— Start Entries provided —

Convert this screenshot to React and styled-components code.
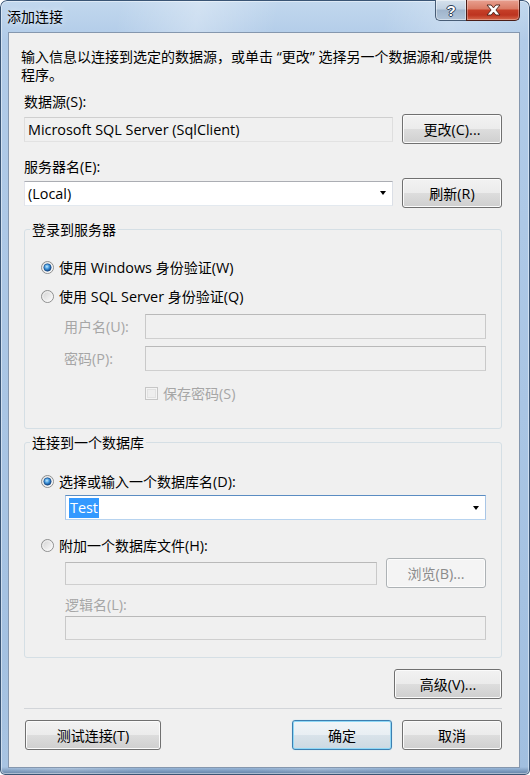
import React, { useId } from 'react';
import styled, { createGlobalStyle } from 'styled-components';

const Global = createGlobalStyle`
  html, body { margin: 0; padding: 0; background: #fff; }
  body {
    font-family: "Noto Sans CJK SC", "Noto Sans CJK JP", sans-serif;
    font-size: 14px;
    color: #000;
  }
  * { box-sizing: border-box; }
`;

const LatinRun = styled.span`
  font-family: "Open Sans", "Noto Sans", sans-serif;
  font-size: 14.4px;
`;

const CJK_ONLY = /^[\u2e80-\u9fff\uf900-\ufaff\uff00-\uffef\u3000-\u303f]+$/;
const CJK_SPLIT = /([\u2e80-\u9fff\uf900-\ufaff\uff00-\uffef\u3000-\u303f]+)/;
function tx(str) {
  return str.split(CJK_SPLIT).map((p, i) => {
    if (!p) return null;
    if (CJK_ONLY.test(p)) return <React.Fragment key={i}>{p}</React.Fragment>;
    return <LatinRun key={i}>{p}</LatinRun>;
  });
}

/* ---------- window frame ---------- */

const Window = styled.div`
  width: 530px;
  height: 775px;
  display: flex;
  flex-direction: column;
  border-radius: 7px 7px 5px 5px;
  overflow: hidden;
  background:
    linear-gradient(to bottom, rgba(30, 60, 100, 0) 0, rgba(30, 60, 100, 0) 767px, rgba(40, 70, 110, 0.6) 775px),
    linear-gradient(100deg, rgba(255,255,255,0) 18%, rgba(255,255,255,.3) 30%, rgba(255,255,255,0) 42%, rgba(255,255,255,0) 58%, rgba(255,255,255,.22) 68%, rgba(255,255,255,0) 80%),
    linear-gradient(to bottom, #c2d8ee 0, #b1cbe8 40px, #a1bfe0 100%);
  box-shadow: inset 0 0 0 1px #3a5575, inset 0 0 0 2px rgba(255, 255, 255, 0.45);
`;

const TitleBar = styled.div`
  display: flex;
  height: 32px;
  flex-shrink: 0;
  padding: 0 10px 0 7px;
`;

const Title = styled.div`
  margin-top: 8px;
  line-height: 17px;
  white-space: nowrap;
  text-shadow: 0 0 6px rgba(255, 255, 255, 0.9);
`;

const CapButtons = styled.div`
  display: flex;
  margin-left: auto;
  align-self: flex-start;
`;

const HelpBtn = styled.div`
  width: 31px;
  height: 21px;
  border: 1px solid #485d76;
  border-top: none;
  border-right: none;
  border-radius: 0 0 0 5px;
  background: linear-gradient(#d6e1ec, #c0d0e1 45%, #9fb4cb 50%, #b0c4d9 100%);
  box-shadow: inset 0 0 0 1px rgba(255, 255, 255, 0.45);
  display: flex;
  align-items: center;
  justify-content: center;
  color: #fff;
  font: bold 15px "Liberation Sans", sans-serif;
  text-shadow: 1px 0 #2c3e56, -1px 0 #2c3e56, 0 1px #2c3e56, 0 -1px #2c3e56;
`;

const CloseBtn = styled.div`
  width: 54px;
  height: 21px;
  border: 1px solid #4a1d17;
  border-top: none;
  border-radius: 0 0 5px 0;
  background: linear-gradient(#e8a090, #da7a64 45%, #c63f28 50%, #bd3420 75%, #d6674a 100%);
  box-shadow: inset 0 0 0 1px rgba(255, 255, 255, 0.3);
  display: flex;
  align-items: center;
  justify-content: center;
`;

function CloseGlyph() {
  return (
    <svg width="15" height="12" viewBox="0 0 15 12">
      <path
        d="M1 1 H5.2 L7.5 3.9 L9.8 1 H14 L9.9 6 L14 11 H9.8 L7.5 8.1 L5.2 11 H1 L5.1 6 Z"
        fill="#fff"
        stroke="#45201a"
        strokeWidth="0.9"
        strokeLinejoin="round"
      />
    </svg>
  );
}

/* ---------- client area ---------- */

const Client = styled.div`
  flex: 1;
  margin: 0 10px 7px 8px;
  border: 1px solid #8597ae;
  background: #f0f0f0;
  display: flex;
  flex-direction: column;
  padding: 14px 17px 0 15px;
`;

const Desc = styled.div`
  margin-left: -3px;
`;

const Line = styled.div`
  line-height: 18px;
  height: 18px;
  white-space: nowrap;
`;

const Label = styled.div`
  line-height: 17px;
  height: 17px;
  white-space: nowrap;
  margin-top: ${p => p.$mt || 0}px;
  color: ${p => (p.$disabled ? '#a6a6a6' : '#000')};
  ${p => (p.$w ? `width: ${p.$w}px; flex-shrink: 0;` : '')}
`;

const Row = styled.div`
  display: flex;
  align-items: center;
  gap: ${p => (p.$gap === undefined ? 9 : p.$gap)}px;
  height: ${p => p.$h || 30}px;
  margin-top: ${p => p.$mt || 0}px;
`;

const boxStyles = {
  readonly: 'background:#f0f0f0; border-color:#cfcfcf #dedede #e2e2e2 #dedede;',
  normal: 'background:#fff; border-color:#abadb3 #dbdfe6 #e3e9ef #e2e3ea;',
  focus: 'background:#fff; border-color:#5a8cc2 #a9c6e6 #b7d3ef #a9c6e6;',
  disabled: 'background:#f0f0f0; border-color:#b9b9b9 #c9c9c9 #cfcfcf #c9c9c9;',
};

const TextBox = styled.div`
  flex: 1;
  height: ${p => p.$h || 25}px;
  border: 1px solid;
  ${p => boxStyles[p.$variant || 'normal']}
  display: flex;
  align-items: center;
  padding: 0 4px 0 3px;
  line-height: 17px;
  white-space: nowrap;
`;

const Arrow = styled.span`
  margin-left: auto;
  width: 0;
  height: 0;
  border-left: 3.5px solid transparent;
  border-right: 3.5px solid transparent;
  border-top: 4px solid #000;
  margin-right: 2px;
`;

const Selected = styled.span`
  background: #3399ff;
  color: #fff;
  padding: 1px 1px 2px;
`;

const Button = styled.button`
  flex: 0 0 ${p => p.$w}px;
  width: ${p => p.$w}px;
  height: 30px;
  margin: 0;
  padding: 0;
  font: inherit;
  line-height: 17px;
  border-radius: 3px;
  border: 1px solid #707070;
  color: #000;
  background: linear-gradient(#f2f2f2 0%, #ebebeb 50%, #dddddd 50%, #cfcfcf 100%);
  box-shadow: inset 0 0 0 1px #fbfbfb;
  white-space: nowrap;
  ${p =>
    p.$variant === 'default' &&
    `
    border-color: #3c7fb1;
    background: linear-gradient(#f1f5f8 0%, #e8eef3 50%, #d9e3ea 50%, #ccd9e2 100%);
    box-shadow: inset 0 0 0 1px #8fd8f6, 0 0 1px #8fd8f6;
  `}
  ${p =>
    p.$variant === 'disabled' &&
    `
    border-color: #adb2b5;
    background: #f4f4f4;
    color: #8b8b8b;
    box-shadow: inset 0 0 0 1px #fcfcfc;
  `}
`;

/* ---------- group boxes ---------- */

const Group = styled.fieldset`
  margin: ${p => p.$mt || 0}px 0 0 0;
  padding: 0;
  min-width: 0;
  border: 1px solid #d5dfe5;
  border-radius: 3px;
`;

const Legend = styled.legend`
  margin-left: 5px;
  padding: 0 2px;
  line-height: 17px;
  height: 17px;
  white-space: nowrap;
`;

const GroupBody = styled.div`
  display: flex;
  flex-direction: column;
  padding: ${p => p.$pt}px 15px ${p => p.$pb}px 16px;
`;

const Option = styled.div`
  display: flex;
  align-items: center;
  gap: 5px;
  height: 20px;
  margin-top: ${p => p.$mt || 0}px;
`;

const OptionText = styled.span`
  line-height: 17px;
  white-space: nowrap;
  color: ${p => (p.$disabled ? '#a6a6a6' : '#000')};
`;

const CheckRow = styled.div`
  display: flex;
  align-items: center;
  gap: 5px;
  height: 17px;
  margin: ${p => p.$mt || 0}px 0 0 ${p => p.$indent || 0}px;
`;

const Glyph = styled.svg`
  flex-shrink: 0;
  display: block;
`;

function Radio({ checked }) {
  const id = useId().replace(/[^a-zA-Z0-9_-]/g, '');
  return (
    <Glyph width="13" height="13" viewBox="0 0 13 13">
      <defs>
        <linearGradient id={`${id}r`} x1="0" y1="0" x2="1" y2="1">
          <stop offset="0" stopColor="#cfcfcf" />
          <stop offset="1" stopColor="#ffffff" />
        </linearGradient>
        <radialGradient id={`${id}d`} cx="0.42" cy="0.38" r="0.65">
          <stop offset="0" stopColor="#c4ecff" />
          <stop offset="0.5" stopColor="#3d93da" />
          <stop offset="1" stopColor="#0c3b78" />
        </radialGradient>
      </defs>
      <circle cx="6.5" cy="6.5" r="6" fill={`url(#${id}r)`} stroke="#8e8f8f" />
      <circle cx="6.5" cy="6.5" r="4.7" fill="none" stroke="#f6f6f6" strokeWidth="0.8" />
      {checked && <circle cx="6.5" cy="6.5" r="3.7" fill={`url(#${id}d)`} stroke="#1a4a84" strokeWidth="0.6" />}
    </Glyph>
  );
}

function CheckBox() {
  return (
    <Glyph width="13" height="13" viewBox="0 0 13 13">
      <rect x="0.5" y="0.5" width="12" height="12" fill="#f4f4f4" stroke="#c6c6c6" />
      <rect x="2.5" y="2.5" width="8" height="8" fill="#eeeeee" stroke="#e2e2e2" />
    </Glyph>
  );
}

const SubForm = styled.div`
  display: flex;
  flex-direction: column;
  margin-left: ${p => p.$indent}px;
`;

const Separator = styled.div`
  height: 1px;
  background: #d2d5d9;
  margin-top: ${p => p.$mt}px;
  flex-shrink: 0;
`;

const ButtonBar = styled.div`
  display: flex;
  justify-content: ${p => p.$justify || 'flex-end'};
  align-items: center;
  margin-top: ${p => p.$mt || 0}px;
  padding-left: ${p => p.$pl || 0}px;
`;

const ButtonGroup = styled.div`
  display: flex;
  gap: 10px;
`;

export default function App() {
  return (
    <>
      <Global />
      <Window>
        <TitleBar>
          <Title>{tx('添加连接')}</Title>
          <CapButtons>
            <HelpBtn>?</HelpBtn>
            <CloseBtn>
              <CloseGlyph />
            </CloseBtn>
          </CapButtons>
        </TitleBar>
        <Client>
          <Desc>
            <Line>{tx('输入信息以连接到选定的数据源，或单击 “更改” 选择另一个数据源和/或提供')}</Line>
            <Line>{tx('程序。')}</Line>
          </Desc>

          <Label $mt={10}>{tx('数据源(S):')}</Label>
          <Row $mt={4}>
            <TextBox $variant="readonly">{tx('Microsoft SQL Server (SqlClient)')}</TextBox>
            <Button $w={100}>{tx('更改(C)...')}</Button>
          </Row>

          <Label $mt={14}>{tx('服务器名(E):')}</Label>
          <Row $mt={3}>
            <TextBox $variant="normal">
              {tx('(Local)')}
              <Arrow />
            </TextBox>
            <Button $w={100}>{tx('刷新(R)')}</Button>
          </Row>

          <Group $mt={13}>
            <Legend>{tx('登录到服务器')}</Legend>
            <GroupBody $pt={19} $pb={26}>
              <Option>
                <Radio checked />
                <OptionText>{tx('使用 Windows 身份验证(W)')}</OptionText>
              </Option>
              <Option $mt={9}>
                <Radio />
                <OptionText>{tx('使用 SQL Server 身份验证(Q)')}</OptionText>
              </Option>
              <SubForm $indent={23}>
                <Row $h={25} $mt={8} $gap={0}>
                  <Label $disabled $w={81}>{tx('用户名(U):')}</Label>
                  <TextBox $variant="disabled" />
                </Row>
                <Row $h={25} $mt={7} $gap={0}>
                  <Label $disabled $w={81}>{tx('密码(P):')}</Label>
                  <TextBox $variant="disabled" />
                </Row>
                <CheckRow $mt={14} $indent={81}>
                  <CheckBox />
                  <OptionText $disabled>{tx('保存密码(S)')}</OptionText>
                </CheckRow>
              </SubForm>
            </GroupBody>
          </Group>

          <Group $mt={5}>
            <Legend>{tx('连接到一个数据库')}</Legend>
            <GroupBody $pt={20} $pb={17}>
              <Option>
                <Radio checked />
                <OptionText>{tx('选择或输入一个数据库名(D):')}</OptionText>
              </Option>
              <SubForm $indent={24}>
                <Row $h={25} $mt={4}>
                  <TextBox $variant="focus">
                    <Selected>{tx('Test')}</Selected>
                    <Arrow />
                  </TextBox>
                </Row>
              </SubForm>
              <Option $mt={15}>
                <Radio />
                <OptionText>{tx('附加一个数据库文件(H):')}</OptionText>
              </Option>
              <SubForm $indent={24}>
                <Row $mt={3}>
                  <TextBox $variant="disabled" $h={23} />
                  <Button $w={100} $variant="disabled">{tx('浏览(B)...')}</Button>
                </Row>
                <Label $disabled $mt={8}>{tx('逻辑名(L):')}</Label>
                <Row $h={24} $mt={3}>
                  <TextBox $variant="disabled" $h={24} />
                </Row>
              </SubForm>
            </GroupBody>
          </Group>

          <ButtonBar $mt={11}>
            <Button $w={108}>{tx('高级(V)...')}</Button>
          </ButtonBar>

          <Separator $mt={9} />

          <ButtonBar $mt={11} $justify="space-between" $pl={1}>
            <Button $w={136}>{tx('测试连接(T)')}</Button>
            <ButtonGroup>
              <Button $w={100} $variant="default">{tx('确定')}</Button>
              <Button $w={100}>{tx('取消')}</Button>
            </ButtonGroup>
          </ButtonBar>
        </Client>
      </Window>
    </>
  );
}
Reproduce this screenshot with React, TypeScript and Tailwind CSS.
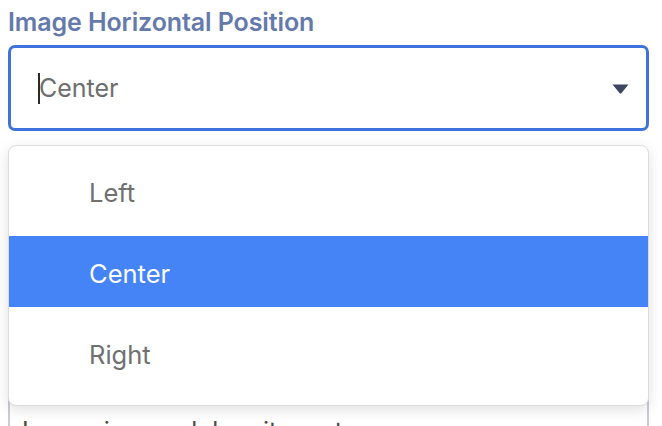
import { useState } from 'react';

const options = ['Left', 'Center', 'Right'];

const App = () => {
  const [selected] = useState('Center');

  return (
    <div className="h-[426px] bg-white px-[8px] pt-[8px] font-['Inter',sans-serif] overflow-hidden">
      <div className="relative w-[641px]">
        <label className="block text-[25px] leading-[28px] font-semibold text-[#6479ad] tracking-[-0.1px]">
          Image Horizontal Position
        </label>

        {/* select box */}
        <div className="mt-[9px] h-[86px] rounded-[7px] border-[3px] border-[#3f73db] flex items-center pl-[27px] pr-[14px]">
          <span className="w-[2px] h-[31px] bg-[#2a2a2a] -mr-[1px]"></span>
          <span className="flex-1 pt-[2px] text-[25px] text-[#6e6e6e]">{selected}</span>
          <svg width="17" height="10" viewBox="0 0 17 10" className="mr-[3px] mt-[2px]">
            <path d="M0.5 0.5 H16.5 L9.5 9 Q8.5 10 7.5 9 Z" fill="#3d4560" />
          </svg>
        </div>

        {/* field underneath the menu */}
        <div className="mt-[250px] h-[120px] border-l-2 border-r-2 border-t border-[#c9cbdc] bg-white pl-[12px] pt-[34px] text-[25px] leading-[30px] text-[#4a4a4a]">
          Lorem ipsum dolor sit amet
        </div>

        {/* open dropdown menu */}
        <div className="absolute left-0 top-[137px] w-[641px] rounded-[8px] border border-[#dcdcdc] bg-white pt-[9px] pb-[17px] shadow-[0_4px_14px_rgba(0,0,0,0.12)] overflow-hidden">
          <div className="flex flex-col gap-[10px]">
            {options.map((opt) => (
              <div
                key={opt}
                className={
                  opt === selected
                    ? 'h-[71px] flex items-center pl-[80px] pt-[5px] text-[25.5px] bg-[#4584f6] text-white'
                    : 'h-[71px] flex items-center pl-[80px] pt-[5px] text-[25.5px] text-[#707070]'
                }
              >
                {opt}
              </div>
            ))}
          </div>
        </div>
      </div>
    </div>
  );
};

export default App;
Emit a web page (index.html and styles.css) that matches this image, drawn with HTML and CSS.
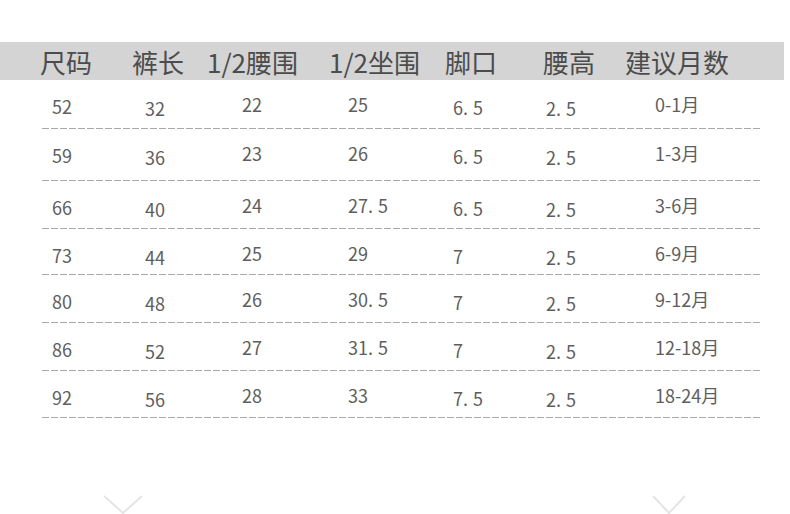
FILE: index.html
```html
<!DOCTYPE html>
<html lang="zh-CN">
<head>
<meta charset="utf-8">
<title>尺码表</title>
<link rel="stylesheet" href="styles.css">
</head>
<body>
<div class="page">
  <div class="head-bar">
    <div class="head">
      <span>尺码</span><span>裤长</span><span>1/2腰围</span><span>1/2坐围</span><span>脚口</span><span>腰高</span><span>建议月数</span>
    </div>
  </div>
  <div class="table">
    <div class="row r1"><span>52</span><span>32</span><span>22</span><span>25</span><span>6<i class="dot">.</i>5</span><span>2<i class="dot">.</i>5</span><span>0-1月</span></div>
    <div class="row r2"><span>59</span><span>36</span><span>23</span><span>26</span><span>6<i class="dot">.</i>5</span><span>2<i class="dot">.</i>5</span><span>1-3月</span></div>
    <div class="row r3"><span>66</span><span>40</span><span>24</span><span>27<i class="dot">.</i>5</span><span>6<i class="dot">.</i>5</span><span>2<i class="dot">.</i>5</span><span>3-6月</span></div>
    <div class="row r4"><span>73</span><span>44</span><span>25</span><span>29</span><span>7</span><span>2<i class="dot">.</i>5</span><span>6-9月</span></div>
    <div class="row r5"><span>80</span><span>48</span><span>26</span><span>30<i class="dot">.</i>5</span><span>7</span><span>2<i class="dot">.</i>5</span><span>9-12月</span></div>
    <div class="row r6"><span>86</span><span>52</span><span>27</span><span>31<i class="dot">.</i>5</span><span>7</span><span>2<i class="dot">.</i>5</span><span>12-18月</span></div>
    <div class="row r7"><span>92</span><span>56</span><span>28</span><span>33</span><span>7<i class="dot">.</i>5</span><span>2<i class="dot">.</i>5</span><span>18-24月</span></div>
  </div>
  <div class="footer">
    <svg class="chev chev-a" width="40" height="20" viewBox="0 0 40 20"><polyline points="1,1 20,18 39,1" fill="none" stroke="#e4e4e4" stroke-width="2"/></svg>
    <svg class="chev chev-b" width="34" height="20" viewBox="0 0 34 20"><polyline points="1,1 17,18 33,1" fill="none" stroke="#e4e4e4" stroke-width="2"/></svg>
  </div>
</div>
</body>
</html>
```
FILE: styles.css
```css
html, body {
  margin: 0;
  padding: 0;
  background: #ffffff;
  overflow: hidden;
}
.page {
  width: 790px;
  height: 514px;
  padding-top: 42px;
  box-sizing: border-box;
  font-family: "Noto Sans CJK SC", "Noto Sans", sans-serif;
}
.head-bar {
  width: 784px;
  height: 38px;
  background: #d4d4d4;
}
.head {
  display: grid;
  grid-template-columns: 92px 75px 122px 116px 98px 82px 1fr;
  padding-left: 40px;
  font-size: 26px;
  line-height: 38px;
  color: #4c4c4c;
  padding-top: 1px;
  white-space: nowrap;
}
.table {
  margin-left: 42px;
  width: 718px;
}
.row {
  display: grid;
  grid-template-columns: 93px 97px 106px 105px 93px 109px 1fr;
  padding-left: 10px;
  font-size: 18px;
  line-height: 24px;
  color: #5e5e5e;
  box-sizing: border-box;
  background-image: repeating-linear-gradient(to right, #a9a9a9 0 7px, transparent 7px 9px);
  background-size: 100% 1px;
  background-position: left bottom;
  background-repeat: no-repeat;
}
.row > span { padding-top: 14px; white-space: nowrap; }
.row > span:nth-child(2) { padding-top: 16px; }
.row > span:nth-child(3),
.row > span:nth-child(4),
.row > span:nth-child(7) { padding-top: 12px; }
.row > span:nth-child(5) { padding-top: 15px; }
.row > span:nth-child(6) { padding-top: 16px; }
.dot { font-style: normal; margin-right: 5px; }
.r1 { height: 49px; }
.r2 { height: 52px; }
.r3 { height: 48px; }
.r4 { height: 46px; }
.r5 { height: 48px; }
.r6 { height: 48px; }
.r7 { height: 47px; }
.footer {
  display: flex;
  margin-top: 77px;
  padding-left: 103px;
}
.chev { display: block; }
.chev-b { margin-left: 509px; }
```
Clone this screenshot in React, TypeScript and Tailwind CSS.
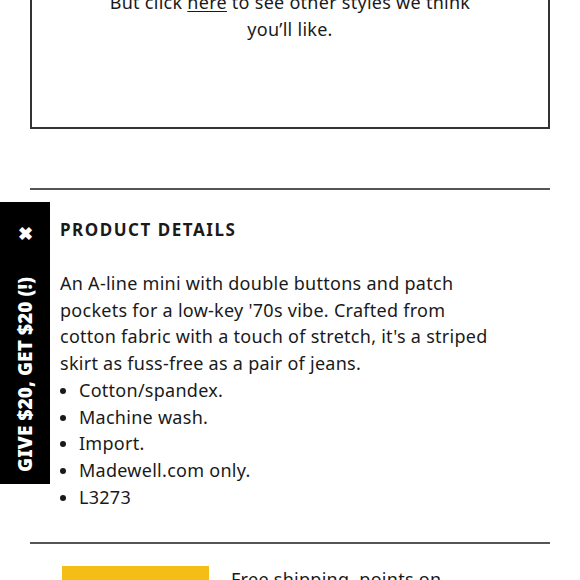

— End Entries provided —

- Task statement
Copy nothing but the lines from the top of the material through the line holding "frame ---------- */", exactly as written; omit pictures.

- Full solution
Convert this screenshot to React and styled-components code.
import React, { useId } from 'react';
import styled, { createGlobalStyle } from 'styled-components';

const Global = createGlobalStyle`
  html, body { margin: 0; padding: 0; background: #fff; }
  body {
    font-family: "Noto Sans CJK SC", "Noto Sans CJK JP", sans-serif;
    font-size: 14px;
    color: #000;
  }
  * { box-sizing: border-box; }
`;

const LatinRun = styled.span`
  font-family: "Open Sans", "Noto Sans", sans-serif;
  font-size: 14.4px;
`;

const CJK_ONLY = /^[\u2e80-\u9fff\uf900-\ufaff\uff00-\uffef\u3000-\u303f]+$/;
const CJK_SPLIT = /([\u2e80-\u9fff\uf900-\ufaff\uff00-\uffef\u3000-\u303f]+)/;
function tx(str) {
  return str.split(CJK_SPLIT).map((p, i) => {
    if (!p) return null;
    if (CJK_ONLY.test(p)) return <React.Fragment key={i}>{p}</React.Fragment>;
    return <LatinRun key={i}>{p}</LatinRun>;
  });
}

/* ---------- window frame ---------- */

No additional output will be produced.